David McClure

Personal information
- Born: April 1, 1986 (age 39) Danbury, Connecticut
- Nationality: American
- Listed height: 6 ft 6 in (1.98 m)
- Listed weight: 215 lb (98 kg)

Career information
- High school: Trinity Catholic (Stamford, Connecticut)
- College: Duke (2004–2009)
- NBA draft: 2009: undrafted
- Playing career: 2009–2014
- Position: Forward
- Coaching career: 2014–present

Career history

As a player:
- 2009–2010: Austin Toros
- 2010–2011: Neptūnas
- 2011–2012: Nevėžis
- 2012–2013: Neptūnas
- 2013–2014: Šiauliai

As a coach:
- 2014–2016: San Antonio Spurs (player development)
- 2016–2018: Indiana Pacers (player development)
- 2018–2019: Indiana Pacers (assistant)
- 2019–2023: Memphis Grizzlies (assistant)

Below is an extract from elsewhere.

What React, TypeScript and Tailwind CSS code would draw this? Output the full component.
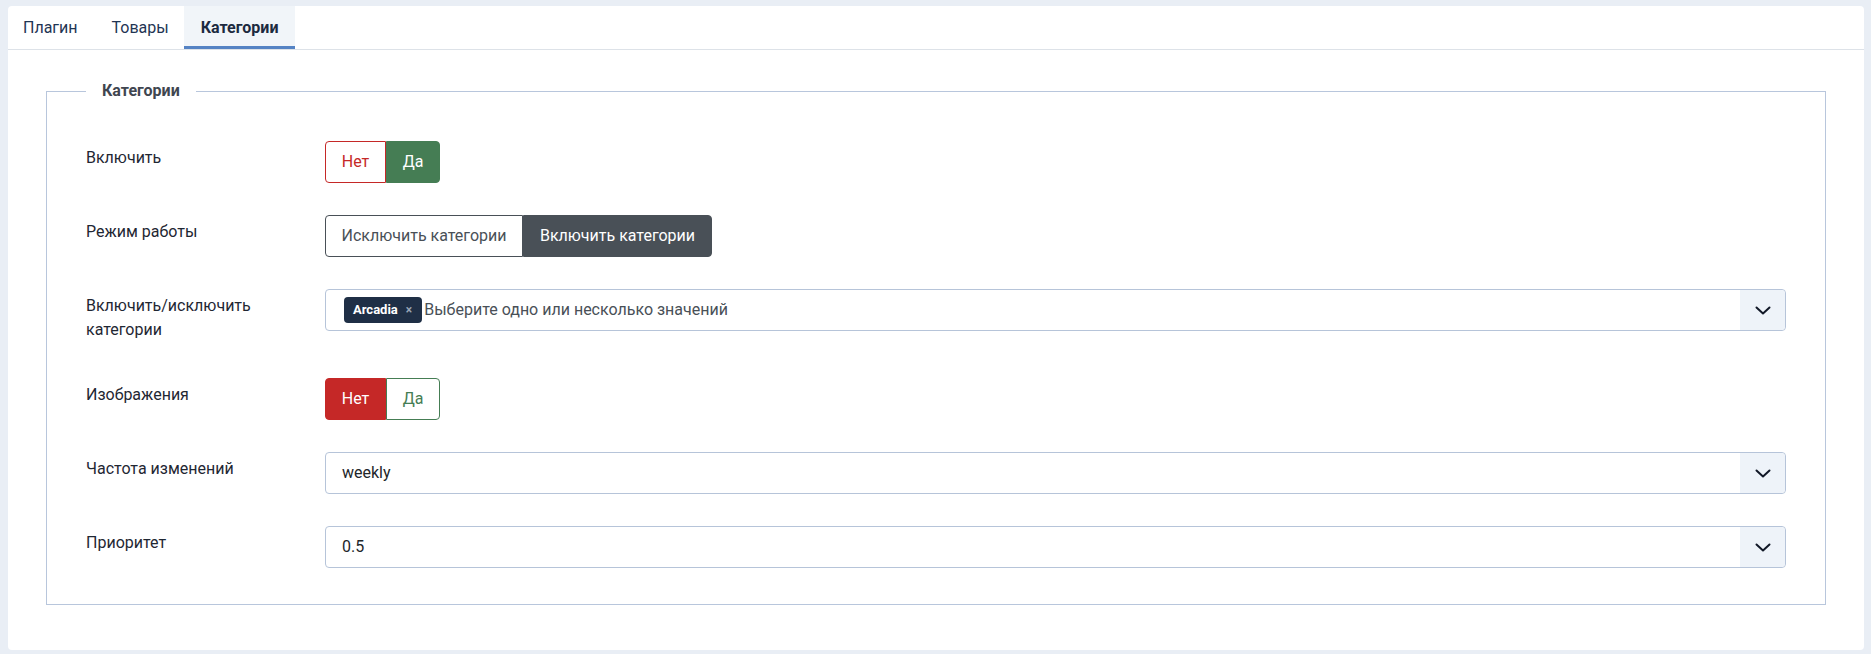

= David McClure (basketball) =

American basketball coach

David James McClure (born April 1, 1986) is an American basketball coach and former player. He played college basketball at Duke before going on to play professionally in Lithuania.

== College career ==
At Duke, McClure was a role player for the program who was best known for his ability to guard multiple positions. His collegiate highlight came in 2007 against 17th-ranked Clemson when he made the game winning shot as the buzzer sounded to give Duke the victory.

== Professional career ==
After failing to secure an invitation to the Portsmouth Invitational Tournament, McClure went spent one season with the Austin Toros of the NBA D-League before going on to play for professional teams in Lithuania.

== Coaching career ==
=== San Antonio Spurs ===
After going through six knee surgeries, including two on both knees his final season playing, McClure joined the coaching ranks of the San Antonio Spurs with the help of Spurs assistant Chip Engelland, a fellow Duke alum who he met while attending the school's fantasy camp. With the Spurs, he worked as a player development coach and a video coordinator for Spurs assistant Ime Udoka, while also helping Spurs player Manu Ginóbili recover from a stress fracture in his leg.

=== Indiana Pacers ===
McClure was named to the coaching staff of the Indiana Pacers in 2016 as a player development coach. He was promoted to assistant coach before the 2018–2019 season.

=== Memphis Grizzlies ===
McClure joined the Memphis Grizzlies coaching staff in 2019. The move reunited him with Taylor Jenkins, who was an assistant coach with the Austin Toros when McClure was a member of the team.